Comme de nombreux jeunes en Italie, la jeune femme voit non sans inquiétude l'inflation venir s'ajouter ces derniers mois à la pauvreté et au chômage chroniques. En août, elle s'élevait à 8%, un record depuis 1985.
Or, comme ses voisins européens, la troisième économie de la zone euro affronte une baisse drastique du pouvoir d'achat. Elle est même le seul pays de l'Union européenne où les salaires indexés sur l'inflation ont chuté entre 1990 et 2020, selon l'Organisation de coopération et de développement économiques. L'Italie figure également parmi les six pays de l'UE sans salaire minimum national, même si un "revenu de citoyenneté", un revenu minimum versé aux plus pauvres, a été mis en place en 2019.
Un revenu citoyen controversé
Près de 2,5 millions de personnes bénéficient de cette allocation, qui représente en moyenne 550 euros par mois, un dispositif qui a coûté à l'Etat 8,3 milliards d'euros cette année. La majorité des bénéficiaires - 1,7 million de personnes - vivent dans le sud du pays, où 10% des ménages vivent dans une pauvreté absolue et où forcément la flambée des prix des aliments et de l'énergie est déjà ressentie plus durement.
>> Lire : Face au prix de l'énergie, l'Italie prévoit 14 milliards de nouvelles aides
Très critiqué, ce "revenu de citoyenneté" a fait l'objet de nombreuses fraudes et certains employeurs se plaignent de ne pas réussir à trouver du personnel, accusant les jeunes de préférer empocher leur allocation plutôt que de travailler.
S'emparant du sujet, Fratelli d'Italia, la formation de Giorgia Meloni, a promis de l'abolir purement et simplement, jugeant que la pauvreté "est combattue en favorisant la croissance et l'emploi". Elle propose plutôt des aides pour ceux qui sont le plus à risque: les personnes handicapées, les personnes âgées et les familles en difficulté avec de jeunes enfants, et des baisses d'impôts.
Au centre gauche, à l'inverse, on promet de maintenir ce revenu citoyen tout en le réformant, et on propose en outre une dot de 10'000 euros pour accompagner l'entrée dans la vie active.
Un plan européen très attendu
Éphémère chef du gouvernement au début des années 2010, Enrico Letta se présente aussi en garant d'une Italie plus que jamais ancrée en Europe, un argument de poids après l'octroi par l'UE de près de 200 milliards d'euros d'aide à l'Italie pour relancer son économie après la pandémie.
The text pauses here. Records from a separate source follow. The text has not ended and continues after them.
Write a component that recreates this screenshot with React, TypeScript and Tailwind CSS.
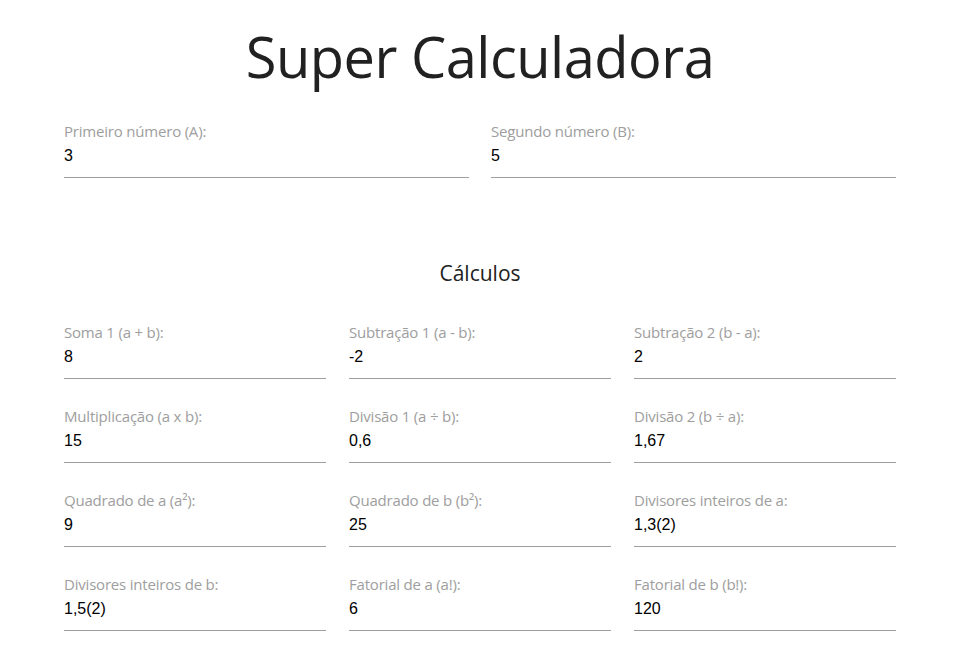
const calcs = [
  ['Soma 1 (a + b):', '8'],
  ['Subtração 1 (a - b):', '-2'],
  ['Subtração 2 (b - a):', '2'],
  ['Multiplicação (a x b):', '15'],
  ['Divisão 1 (a ÷ b):', '0,6'],
  ['Divisão 2 (b ÷ a):', '1,67'],
  ['Quadrado de a (a²):', '9'],
  ['Quadrado de b (b²):', '25'],
  ['Divisores inteiros de a:', '1,3(2)'],
  ['Divisores inteiros de b:', '1,5(2)'],
  ['Fatorial de a (a!):', '6'],
  ['Fatorial de b (b!):', '120'],
]

function Field({ label, value }: { label: string; value: string }) {
  return (
    <div className="flex flex-col border-b border-[#9e9e9e] pb-[11px]">
      <span className="text-[15px] leading-[18px] text-[#9e9e9e] font-['Open_Sans',sans-serif] tracking-[-0.2px]">{label}</span>
      <span className="mt-[6px] text-[16px] leading-[20px] text-black font-['Liberation_Sans',Arial,sans-serif]">{value}</span>
    </div>
  )
}

export default function App() {
  return (
    <div className="min-h-screen bg-white">
      <div className="ml-[64px] w-[832px] pt-[20px]">
        <h1 className="text-center text-[56px] leading-[72px] tracking-[-0.5px] text-[#212121] font-['Open_Sans',sans-serif]">Super Calculadora</h1>
        <div className="mt-[30px] grid grid-cols-2 gap-x-[22px]">
          <Field label="Primeiro número (A):" value="3" />
          <Field label="Segundo número (B):" value="5" />
        </div>
        <h2 className="mt-[81px] text-center text-[21px] leading-[28px] text-[#212121] font-['Open_Sans',sans-serif]">Cálculos</h2>
        <div className="mt-[36px] grid grid-cols-3 gap-x-[23px] gap-y-[28px]">
          {calcs.map(([l, v]) => (
            <Field key={l} label={l} value={v} />
          ))}
        </div>
      </div>
    </div>
  )
}
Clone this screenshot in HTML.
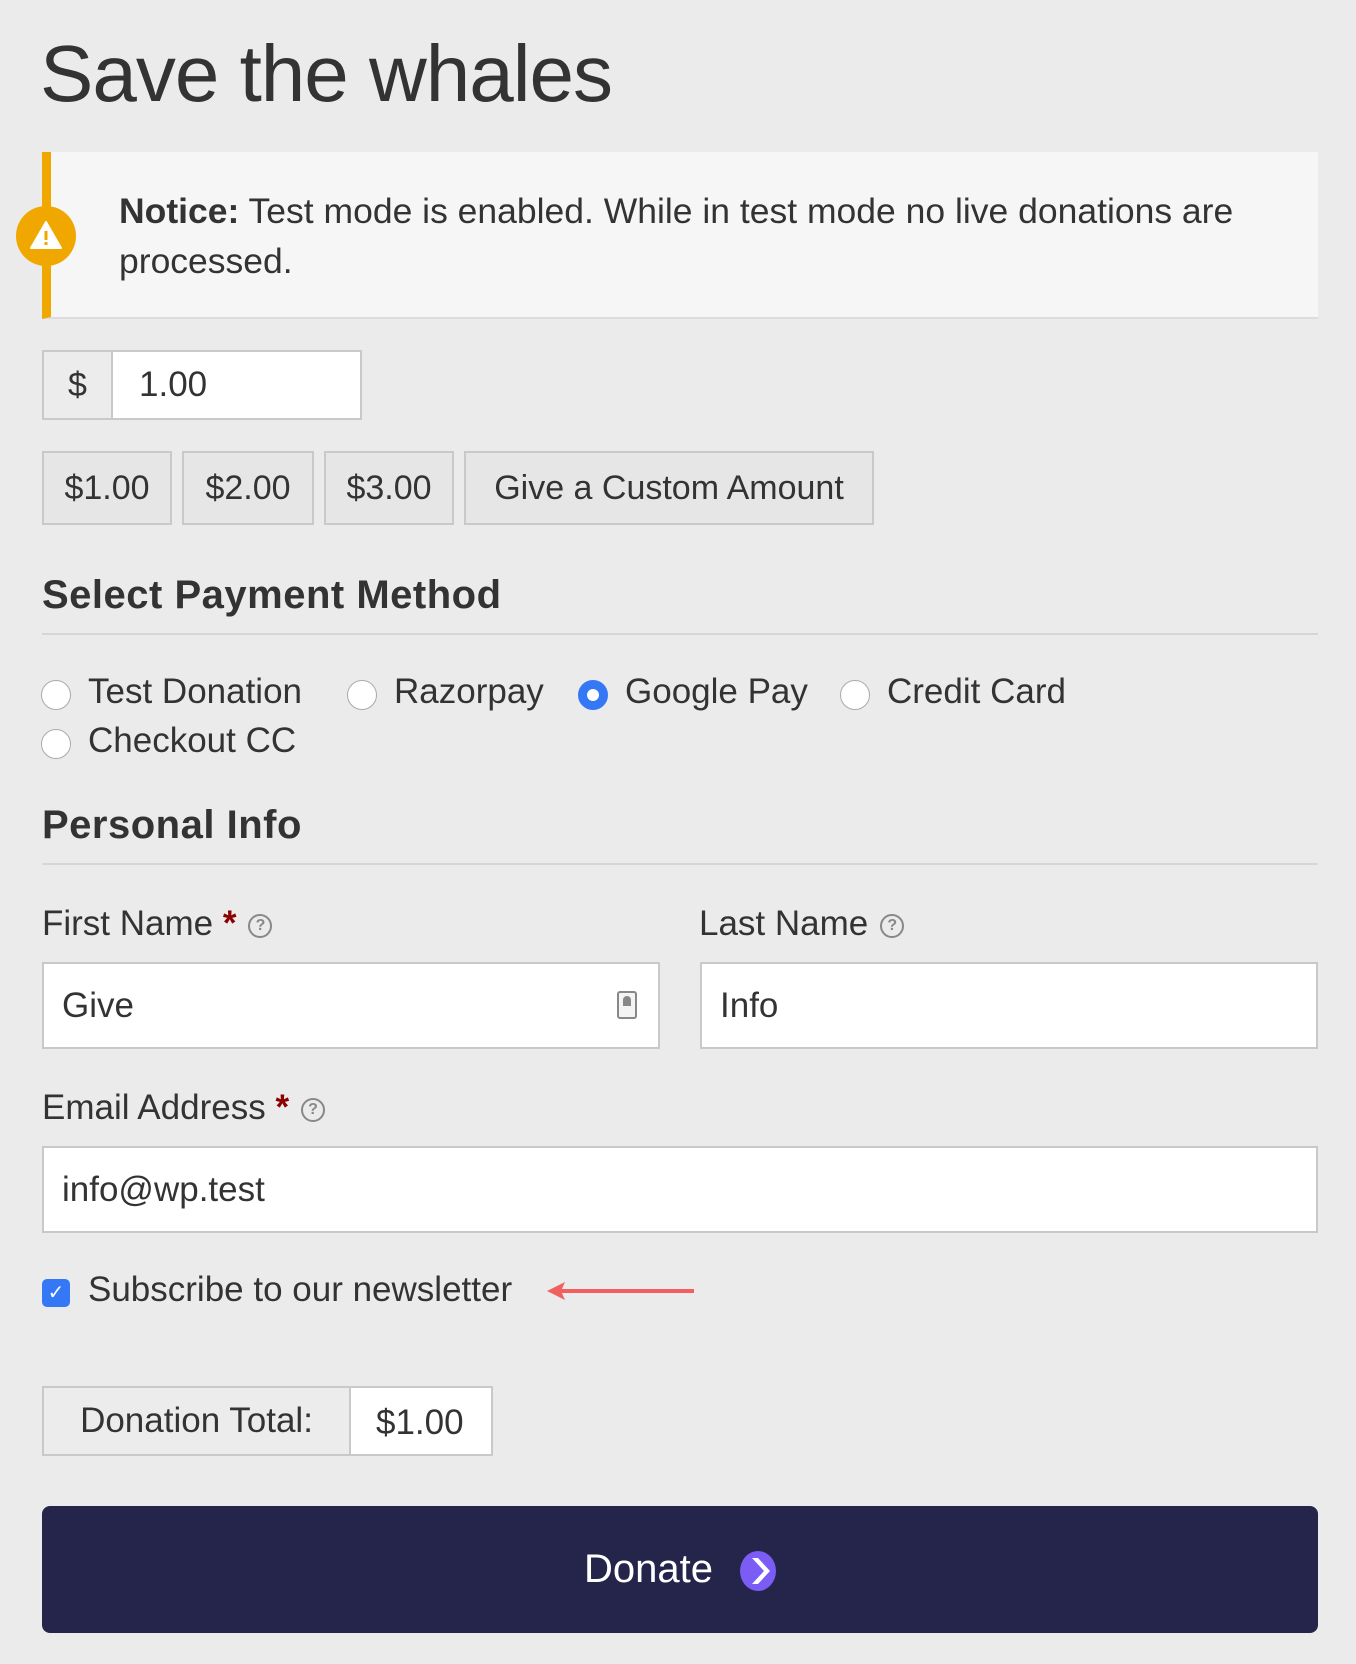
<!DOCTYPE html>
<html><head><meta charset="utf-8"><style>
*{box-sizing:border-box;margin:0;padding:0}
body{width:1356px;height:1664px;background:#ebebeb;font-family:"Liberation Sans",sans-serif;color:#333;position:relative;overflow:hidden}
.a{position:absolute;white-space:nowrap}
.box{position:absolute;border:2px solid #c9c9c9}
.btn{position:absolute;border:2px solid #c9c9c9;background:#e6e6e6;font-size:34px;display:flex;align-items:center;justify-content:center;color:#333}
.radio{position:absolute;width:30px;height:30px;border-radius:50%;background:#fff;border:1.5px solid #aaa}
.lbl{font-size:35px;color:#333}
.inp{position:absolute;background:#fff;border:2px solid #c9c9c9;font-size:35px;padding-left:18px;display:flex;align-items:center}
.q{display:inline-block;width:24px;height:24px;border:2px solid #888;border-radius:50%;font-size:16px;text-align:center;line-height:20px;color:#888;vertical-align:middle;margin-left:12px;font-weight:bold}
.star{color:#8b0000;font-weight:bold}
</style></head><body>
<div class="a" style="left:40px;top:28px;font-size:80px;color:#333;letter-spacing:-1px">Save the whales</div>

<div class="a" style="left:42px;top:152px;width:1276px;height:167px;background:#f6f6f6;border-left:9px solid #f0a800;border-bottom:2px solid #ddd"></div>
<div class="a" style="left:16px;top:206px;width:60px;height:60px;border-radius:50%;background:#f0a800"></div>
<svg class="a" style="left:29px;top:220px" width="34" height="30" viewBox="0 0 34 30"><path d="M17 2 L32 28 L2 28 Z" fill="#fff" stroke="#fff" stroke-linejoin="round" stroke-width="2"/><rect x="15.5" y="11" width="3" height="9" fill="#f0a800"/><rect x="15.5" y="22" width="3" height="3" fill="#f0a800"/></svg>
<div class="a" style="left:119px;top:186px;font-size:35.5px;line-height:50px;color:#333"><b>Notice:</b> Test mode is enabled. While in test mode no live donations are<br>processed.</div>

<div class="box" style="left:42px;top:350px;width:320px;height:70px;background:#fff"></div>
<div class="a" style="left:44px;top:352px;width:69px;height:66px;background:#ececec;border-right:2px solid #c9c9c9;font-size:34px;display:flex;align-items:center;justify-content:center">$</div>
<div class="a" style="left:139px;top:365px;font-size:35px">1.00</div>

<div class="btn" style="left:42px;top:451px;width:130px;height:74px">$1.00</div>
<div class="btn" style="left:182px;top:451px;width:132px;height:74px">$2.00</div>
<div class="btn" style="left:324px;top:451px;width:130px;height:74px">$3.00</div>
<div class="btn" style="left:464px;top:451px;width:410px;height:74px">Give a Custom Amount</div>

<div class="a" style="left:42px;top:573px;font-size:40px;font-weight:bold;color:#333;letter-spacing:0.5px">Select Payment Method</div>
<div class="a" style="left:42px;top:633px;width:1276px;height:2px;background:#d6d6d6"></div>

<div class="radio" style="left:41px;top:680px"></div><div class="a lbl" style="left:88px;top:672px">Test Donation</div>
<div class="radio" style="left:347px;top:680px"></div><div class="a lbl" style="left:394px;top:672px">Razorpay</div>
<div class="radio" style="left:578px;top:680px;background:#fff;border:9px solid #3478f6"></div><div class="a lbl" style="left:625px;top:672px">Google Pay</div>
<div class="radio" style="left:840px;top:680px"></div><div class="a lbl" style="left:887px;top:672px">Credit Card</div>
<div class="radio" style="left:41px;top:729px"></div><div class="a lbl" style="left:88px;top:721px">Checkout CC</div>

<div class="a" style="left:42px;top:803px;font-size:40px;font-weight:bold;color:#333;letter-spacing:0.5px">Personal Info</div>
<div class="a" style="left:42px;top:863px;width:1276px;height:2px;background:#d6d6d6"></div>

<div class="a lbl" style="left:42px;top:904px">First Name <span class="star">*</span><span class="q">?</span></div>
<div class="a lbl" style="left:699px;top:904px">Last Name<span class="q">?</span></div>
<div class="inp" style="left:42px;top:962px;width:618px;height:87px">Give</div>
<div class="a" style="left:617px;top:991px;width:20px;height:28px;border:2px solid #888;border-radius:3px;background:#f4f4f4"></div>
<div class="a" style="left:623px;top:996px;width:8px;height:10px;background:#888;border-radius:4px 4px 0 0"></div>
<div class="inp" style="left:700px;top:962px;width:618px;height:87px">Info</div>

<div class="a lbl" style="left:42px;top:1088px">Email Address <span class="star">*</span><span class="q">?</span></div>
<div class="inp" style="left:42px;top:1146px;width:1276px;height:87px">info@wp.test</div>

<div class="a" style="left:42px;top:1279px;width:28px;height:28px;border-radius:5px;background:#3478f6;color:#fff;font-size:20px;text-align:center;line-height:28px">✓</div>
<div class="a lbl" style="left:88px;top:1270px">Subscribe to our newsletter</div>
<svg class="a" style="left:545px;top:1280px" width="150" height="22"><line x1="14" y1="11" x2="149" y2="11" stroke="#f06060" stroke-width="4"/><path d="M2 11 L20 2 L16 11 L20 20 Z" fill="#f06060"/></svg>

<div class="box" style="left:42px;top:1386px;width:451px;height:70px;background:#fff"></div>
<div class="a" style="left:44px;top:1388px;width:307px;height:66px;background:#ececec;border-right:2px solid #c9c9c9;font-size:35px;display:flex;align-items:center;justify-content:center">Donation Total:</div>
<div class="a" style="left:376px;top:1403px;font-size:35px">$1.00</div>

<div class="a" style="left:42px;top:1506px;width:1276px;height:127px;background:#25244a;border-radius:8px"></div>
<div class="a" style="left:584px;top:1547px;font-size:40px;color:#fff">Donate</div>
<svg class="a" style="left:737px;top:1550px" width="42" height="42" viewBox="0 0 42 42"><ellipse cx="21" cy="21" rx="18" ry="20" fill="#7b5cf5"/><path d="M15 8 L27 21 L15 34 L21 34 L33 21 L21 8 Z" fill="#fff"/></svg>
</body></html>
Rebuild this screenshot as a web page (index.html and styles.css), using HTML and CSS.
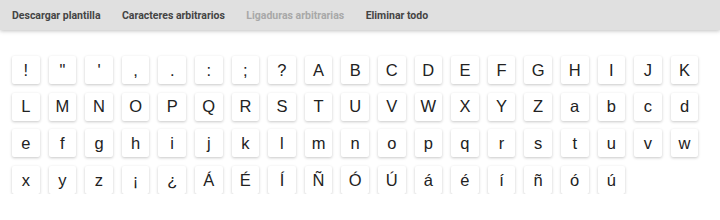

En plus de moderniser le pays, cette manne - dont 40% ira au "Mezzogiorno" - devrait permettre de renforcer la cohésion nationale et de développer l'économie du sud du pays pour la rendre moins dépendante du tourisme et de l'agriculture. Le secteur des énergies renouvelables est ainsi souvent cité en exemple prometteur.
Dans le cas probable d'une victoire de la droite, qui se veut plus protectionniste, la tentation de renégocier certains points du plan de relance pourrait émerger et, avec elle, le risque d'ouvrir la boîte de Pandore. Et ce, surtout si l'Italie devait adopter un ton différent de Bruxelles vis-à-vis des sanctions contre la Russie. A ce sujet, les regards seront tournés vers Matteo Salvini, qui n'a pas caché son opposition à leur égard alors que Giogia Meloni, elle, les soutient. Des divergences qui laissent augurer de vifs débats au sein d'une éventuelle majorité.
jgal avec afp
La percée de Giorgia Meloni
Pour Hervé Rayner, maître d'enseignement et de recherche à l'Université de Lausanne, spécialiste de l'Italie, interrogé dans La Matinale de vendredi, Il est "probable vu les derniers sondages publiés que la candidate d'extrême droite Giorgia Meloni (Fratelli d'Italia) devienne la première femme à la tête de l'Italie. Le rapport de force lui est favorable, y compris au sein de la coalition de droite".
Comment est-elle passée de 4% d'intention de vote en 2018 à presque 25% maintenant? "Il y a une grande mobilité des rapports de force électoraux en Italie depuis une dizaine d'années, mais les percées ne sont pas pérennes, la percée de Fratelli d'talia se fait au détriment de la Ligue de Matteo Salvini."
"Elle a fait preuve de prudence avec une stratégie de distinction vis-à-vis de Matteo Salvini puisque celui-ci s'est beaucoup compromis avec Moscou", a encore expliqué le spécialiste.